THE REQUEST:
Here are records with pictures in them. Copy all of them exactly and leave the pictures out.

DATA FOR PROCESSING:
=-=-=

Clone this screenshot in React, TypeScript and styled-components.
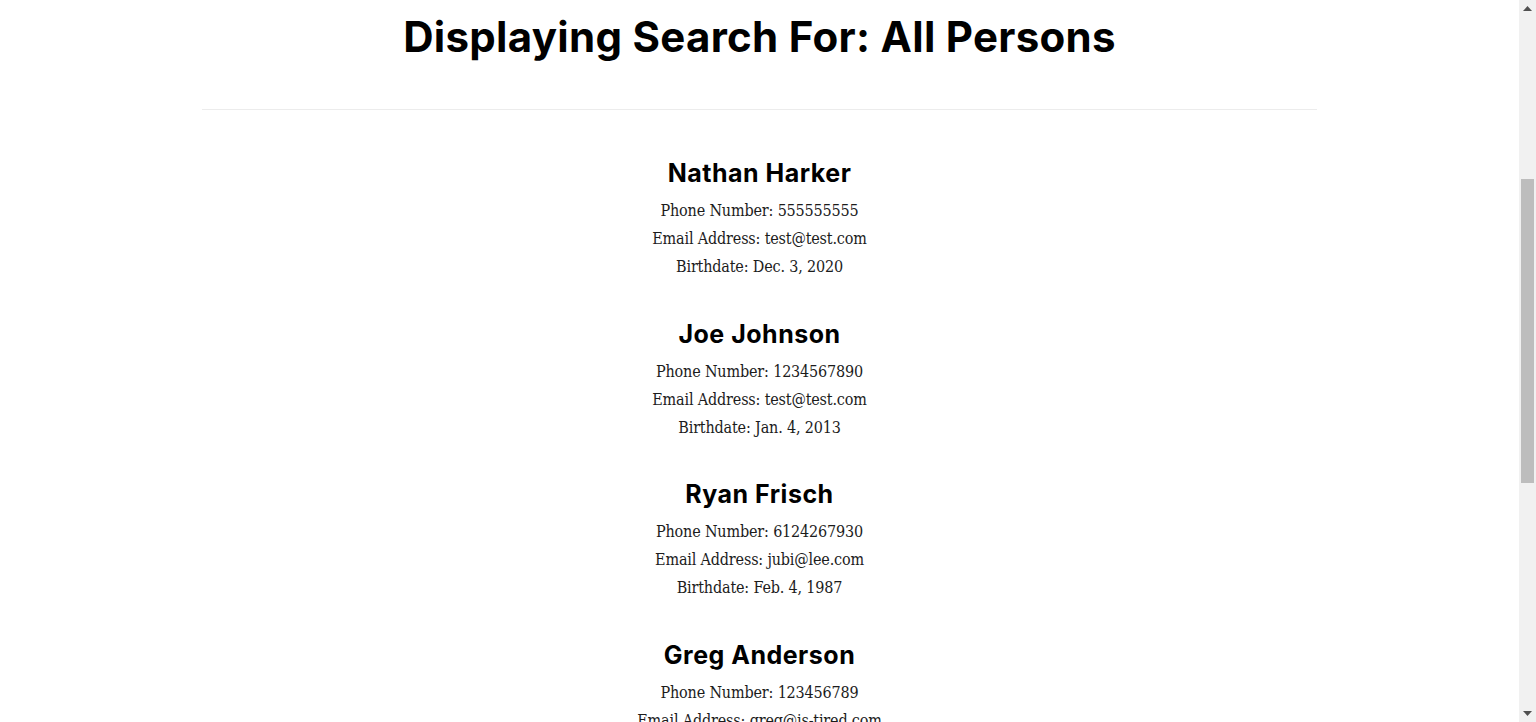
import React from "react";
import styled, { createGlobalStyle } from "styled-components";

const Global = createGlobalStyle`
  html, body { overflow: hidden; }
  body {
    margin: 0;
    background: #ffffff;
    color: #212121;
    font-family: "DejaVu Serif", "Liberation Serif", serif;
  }
`;

const Shell = styled.div`
  display: flex;
  width: 100vw;
  height: 100vh;
  overflow: hidden;
`;

const Viewport = styled.div`
  flex: 1;
  min-width: 0;
  height: 100%;
  overflow: hidden;
`;

const Page = styled.main`
  width: 1115px;
  margin: 0 auto;
  display: flex;
  flex-direction: column;
`;

const Title = styled.h1`
  margin: 13px 0 0;
  font-family: Inter, "Open Sans", sans-serif;
  font-weight: 700;
  font-size: 42px;
  letter-spacing: 0.3px;
  line-height: 48px;
  text-align: center;
  color: #000;
`;

const Rule = styled.hr`
  margin: 48px 0 0;
  border: 0;
  border-top: 1px solid #ececec;
  height: 0;
`;

const List = styled.section`
  display: flex;
  flex-direction: column;
  align-items: center;
  padding-top: 49px;
`;

const Person = styled.article`
  display: flex;
  flex-direction: column;
  align-items: center;
  padding-bottom: 38.67px;
`;

const Name = styled.h3`
  margin: 0 0 9px;
  font-family: Inter, "Open Sans", sans-serif;
  font-weight: 700;
  font-size: 25px;
  letter-spacing: 0.5px;
  line-height: 29px;
  color: #000;
`;

const Line = styled.p`
  margin: 0;
  font-size: 16px;
  font-stretch: condensed;
  letter-spacing: -0.17px;
  line-height: 28px;
  color: #1c1c1c;
  white-space: nowrap;
`;

const Scrollbar = styled.aside`
  width: 17px;
  height: 100%;
  flex: none;
  background: #f1f1f1;
  display: flex;
  flex-direction: column;
  align-items: center;
`;

const Arrow = styled.div`
  height: 17px;
  width: 17px;
  display: flex;
  align-items: center;
  justify-content: center;
  flex: none;
`;

const Track = styled.div`
  flex: 1;
  width: 100%;
  display: flex;
  flex-direction: column;
  align-items: center;
`;

const Thumb = styled.div`
  margin-top: 162px;
  width: 13px;
  height: 304px;
  background: #bdbdbd;
`;

const people = [
  { name: "Nathan Harker", phone: "555555555", email: "test@test.com", birth: "Dec. 3, 2020" },
  { name: "Joe Johnson", phone: "1234567890", email: "test@test.com", birth: "Jan. 4, 2013" },
  { name: "Ryan Frisch", phone: "6124267930", email: "jubi@lee.com", birth: "Feb. 4, 1987" },
  { name: "Greg Anderson", phone: "123456789", email: "greg@is-tired.com", birth: "Mar. 12, 1990" },
];

export default function App() {
  return (
    <>
      <Global />
      <Shell>
        <Viewport>
          <Page>
            <Title>Displaying Search For: All Persons</Title>
            <Rule />
            <List>
              {people.map((p) => (
                <Person key={p.name}>
                  <Name>{p.name}</Name>
                  <Line>Phone Number: {p.phone}</Line>
                  <Line>Email Address: {p.email}</Line>
                  <Line>Birthdate: {p.birth}</Line>
                </Person>
              ))}
            </List>
          </Page>
        </Viewport>
        <Scrollbar aria-hidden="true">
          <Arrow>
            <svg width="9" height="5" viewBox="0 0 9 5">
              <path d="M4.5 0 L9 5 L0 5 Z" fill="#505050" />
            </svg>
          </Arrow>
          <Track>
            <Thumb />
          </Track>
          <Arrow>
            <svg width="9" height="5" viewBox="0 0 9 5">
              <path d="M0 0 L9 0 L4.5 5 Z" fill="#505050" />
            </svg>
          </Arrow>
        </Scrollbar>
      </Shell>
    </>
  );
}
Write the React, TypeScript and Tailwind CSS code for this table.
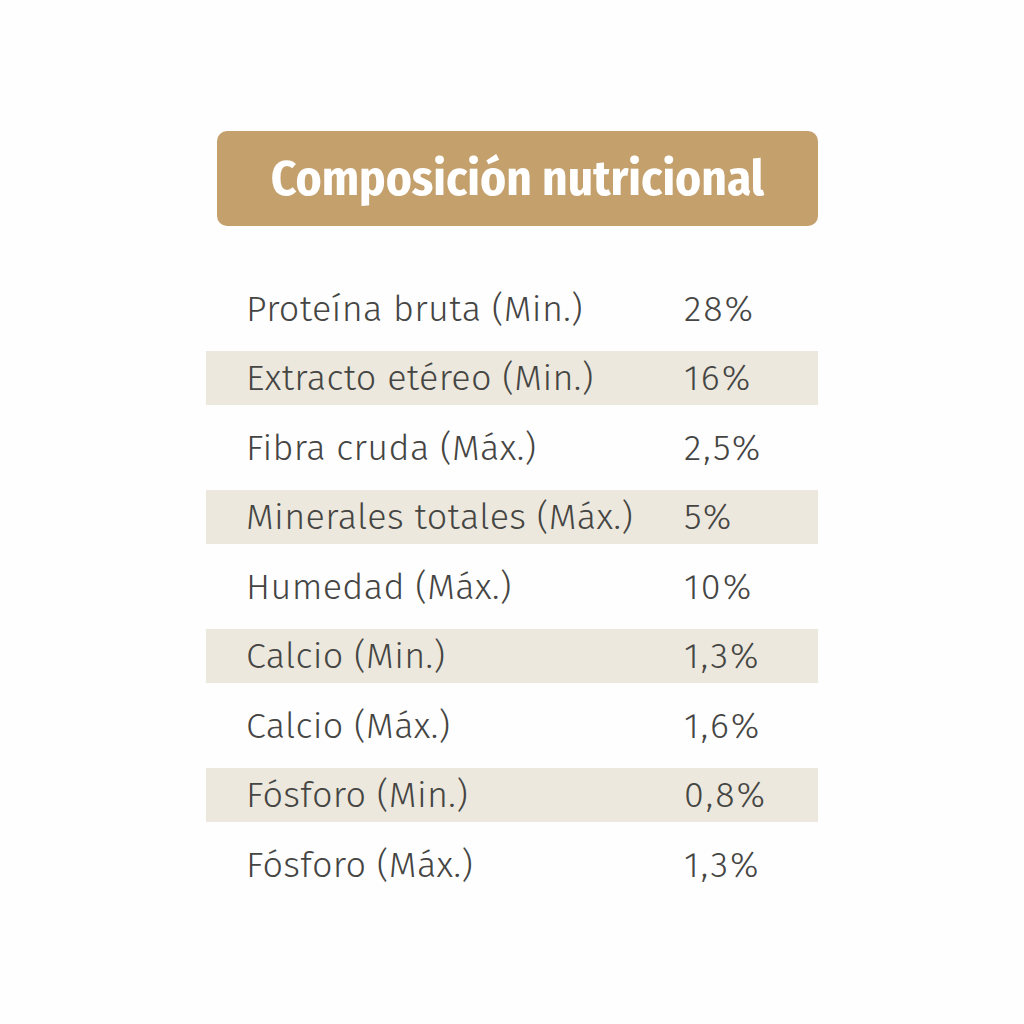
import React from "react";

const rows: [string, string][] = [
  ["Proteína bruta (Min.)", "28%"],
  ["Extracto etéreo (Min.)", "16%"],
  ["Fibra cruda (Máx.)", "2,5%"],
  ["Minerales totales (Máx.)", "5%"],
  ["Humedad (Máx.)", "10%"],
  ["Calcio (Min.)", "1,3%"],
  ["Calcio (Máx.)", "1,6%"],
  ["Fósforo (Min.)", "0,8%"],
  ["Fósforo (Máx.)", "1,3%"],
];

export default function App() {
  return (
    <div className="w-[1024px] h-[1024px] bg-[#fefefe] pt-[131px] pl-[206px]" style={{ fontFamily: '"Fira Sans", "Open Sans", "Noto Sans", sans-serif' }}>
      <div className="w-[612px]">
        <div className="ml-[11px] w-[601px] h-[95px] rounded-[10px] bg-[#c4a06d] flex items-center justify-center">
          <span className="text-white font-bold text-[49px] leading-none" style={{ fontFamily: '"Fira Sans Condensed", "Fira Sans", sans-serif' }}>
            Composición nutricional
          </span>
        </div>
        <div className="mt-[40px] flex flex-col">
          {rows.map(([label, value], i) => (
            <div
              key={i}
              className={
                i % 2 === 1
                  ? "h-[54px] bg-[#ece8dd] grid grid-cols-[438px_1fr] items-center pl-[40px]"
                  : "h-[85px] grid grid-cols-[438px_1fr] items-center pl-[40px]"
              }
            >
              <span className="text-[36px] text-[#454543] leading-none font-light tracking-[0.35px]">{label}</span>
              <span className="text-[36px] text-[#454543] leading-none font-light tracking-[2px]">{value}</span>
            </div>
          ))}
        </div>
      </div>
    </div>
  );
}
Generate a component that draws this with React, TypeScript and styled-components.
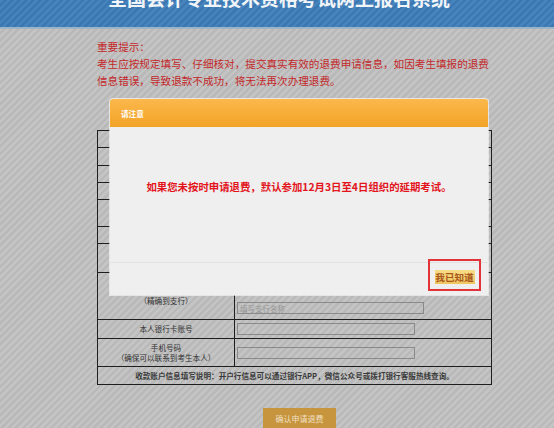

=-=-=

RESPONSE TO THIS EXERCISE:
Clone this screenshot in React, TypeScript and styled-components.
import React from "react";
import styled, { createGlobalStyle } from "styled-components";

const Global = createGlobalStyle`
  html, body { overflow: hidden; }
  body {
    margin: 0;
    background: #ffffff;
    color: #212121;
    font-family: "DejaVu Serif", "Liberation Serif", serif;
  }
`;

const Shell = styled.div`
  display: flex;
  width: 100vw;
  height: 100vh;
  overflow: hidden;
`;

const Viewport = styled.div`
  flex: 1;
  min-width: 0;
  height: 100%;
  overflow: hidden;
`;

const Page = styled.main`
  width: 1115px;
  margin: 0 auto;
  display: flex;
  flex-direction: column;
`;

const Title = styled.h1`
  margin: 13px 0 0;
  font-family: Inter, "Open Sans", sans-serif;
  font-weight: 700;
  font-size: 42px;
  letter-spacing: 0.3px;
  line-height: 48px;
  text-align: center;
  color: #000;
`;

const Rule = styled.hr`
  margin: 48px 0 0;
  border: 0;
  border-top: 1px solid #ececec;
  height: 0;
`;

const List = styled.section`
  display: flex;
  flex-direction: column;
  align-items: center;
  padding-top: 49px;
`;

const Person = styled.article`
  display: flex;
  flex-direction: column;
  align-items: center;
  padding-bottom: 38.67px;
`;

const Name = styled.h3`
  margin: 0 0 9px;
  font-family: Inter, "Open Sans", sans-serif;
  font-weight: 700;
  font-size: 25px;
  letter-spacing: 0.5px;
  line-height: 29px;
  color: #000;
`;

const Line = styled.p`
  margin: 0;
  font-size: 16px;
  font-stretch: condensed;
  letter-spacing: -0.17px;
  line-height: 28px;
  color: #1c1c1c;
  white-space: nowrap;
`;

const Scrollbar = styled.aside`
  width: 17px;
  height: 100%;
  flex: none;
  background: #f1f1f1;
  display: flex;
  flex-direction: column;
  align-items: center;
`;

const Arrow = styled.div`
  height: 17px;
  width: 17px;
  display: flex;
  align-items: center;
  justify-content: center;
  flex: none;
`;

const Track = styled.div`
  flex: 1;
  width: 100%;
  display: flex;
  flex-direction: column;
  align-items: center;
`;

const Thumb = styled.div`
  margin-top: 162px;
  width: 13px;
  height: 304px;
  background: #bdbdbd;
`;

const people = [
  { name: "Nathan Harker", phone: "555555555", email: "test@test.com", birth: "Dec. 3, 2020" },
  { name: "Joe Johnson", phone: "1234567890", email: "test@test.com", birth: "Jan. 4, 2013" },
  { name: "Ryan Frisch", phone: "6124267930", email: "jubi@lee.com", birth: "Feb. 4, 1987" },
  { name: "Greg Anderson", phone: "123456789", email: "greg@is-tired.com", birth: "Mar. 12, 1990" },
];

export default function App() {
  return (
    <>
      <Global />
      <Shell>
        <Viewport>
          <Page>
            <Title>Displaying Search For: All Persons</Title>
            <Rule />
            <List>
              {people.map((p) => (
                <Person key={p.name}>
                  <Name>{p.name}</Name>
                  <Line>Phone Number: {p.phone}</Line>
                  <Line>Email Address: {p.email}</Line>
                  <Line>Birthdate: {p.birth}</Line>
                </Person>
              ))}
            </List>
          </Page>
        </Viewport>
        <Scrollbar aria-hidden="true">
          <Arrow>
            <svg width="9" height="5" viewBox="0 0 9 5">
              <path d="M4.5 0 L9 5 L0 5 Z" fill="#505050" />
            </svg>
          </Arrow>
          <Track>
            <Thumb />
          </Track>
          <Arrow>
            <svg width="9" height="5" viewBox="0 0 9 5">
              <path d="M0 0 L9 0 L4.5 5 Z" fill="#505050" />
            </svg>
          </Arrow>
        </Scrollbar>
      </Shell>
    </>
  );
}
Write the React, TypeScript and Tailwind CSS code for this table.
import React from "react";

const rows: [string, string][] = [
  ["Proteína bruta (Min.)", "28%"],
  ["Extracto etéreo (Min.)", "16%"],
  ["Fibra cruda (Máx.)", "2,5%"],
  ["Minerales totales (Máx.)", "5%"],
  ["Humedad (Máx.)", "10%"],
  ["Calcio (Min.)", "1,3%"],
  ["Calcio (Máx.)", "1,6%"],
  ["Fósforo (Min.)", "0,8%"],
  ["Fósforo (Máx.)", "1,3%"],
];

export default function App() {
  return (
    <div className="w-[1024px] h-[1024px] bg-[#fefefe] pt-[131px] pl-[206px]" style={{ fontFamily: '"Fira Sans", "Open Sans", "Noto Sans", sans-serif' }}>
      <div className="w-[612px]">
        <div className="ml-[11px] w-[601px] h-[95px] rounded-[10px] bg-[#c4a06d] flex items-center justify-center">
          <span className="text-white font-bold text-[49px] leading-none" style={{ fontFamily: '"Fira Sans Condensed", "Fira Sans", sans-serif' }}>
            Composición nutricional
          </span>
        </div>
        <div className="mt-[40px] flex flex-col">
          {rows.map(([label, value], i) => (
            <div
              key={i}
              className={
                i % 2 === 1
                  ? "h-[54px] bg-[#ece8dd] grid grid-cols-[438px_1fr] items-center pl-[40px]"
                  : "h-[85px] grid grid-cols-[438px_1fr] items-center pl-[40px]"
              }
            >
              <span className="text-[36px] text-[#454543] leading-none font-light tracking-[0.35px]">{label}</span>
              <span className="text-[36px] text-[#454543] leading-none font-light tracking-[2px]">{value}</span>
            </div>
          ))}
        </div>
      </div>
    </div>
  );
}
Generate a component that draws this with React, TypeScript and styled-components.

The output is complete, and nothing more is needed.